New York has never been known as a robotics capital, unlike Boston, with its MIT hackers, or Pittsburgh, with its Carnegie Mellon engineers. But one Russian oligarch wants to change that.
In June, Dmitry Grishin launched Grishin Robotics, New York City’s first venture capital firm devoted wholly to personal robotics. Mr. Grishin is the CEO of Mail.ru, a Russian company that recently unloaded a large stake in Facebook, giving him cash to play with and allowing him to follow the pattern established by Mail.ru cofounder-turned-venture capitalist Yuri Milner. As Mr. Grishin told The Observer back in June, “Most of the VCs are focused on mobile applications, but you really need risk capital to improve this area. I want to focus fully on mass-market robotics.”

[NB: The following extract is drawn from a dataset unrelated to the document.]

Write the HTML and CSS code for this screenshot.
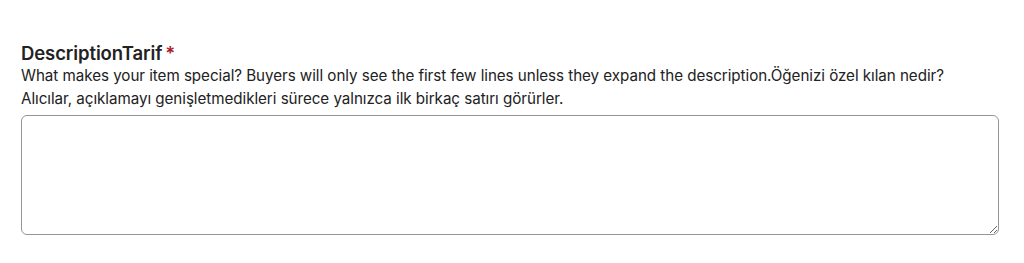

But Mr. Grishin remains in Russia, running the show at Mail.ru. It’s his business development director, Valery Komissarova, who’s laboring to turn this town into a thriving robotics hub. Her role is part sleuth, seeking out quiet but promising startups, and part booster club president, talking up the high-risk sector to other investors and would-be founders. “Entrepreneurs know the Mark Zuckerberg success stories, but in robotics, they don’t have such clear role models,” Ms. Komissarova told The Observer. She’d like to change that.
Her job isn’t as simple as establishing a meet-up and cruising co-working spots, however. Unlike the self-promoting social media types, this is a tough group to wrangle: robotics companies are often outright secretive, and even the more open ones are commonly toiling away on very specific problems. But if anybody can pull this off, it’s the cool Ms. Komissarova.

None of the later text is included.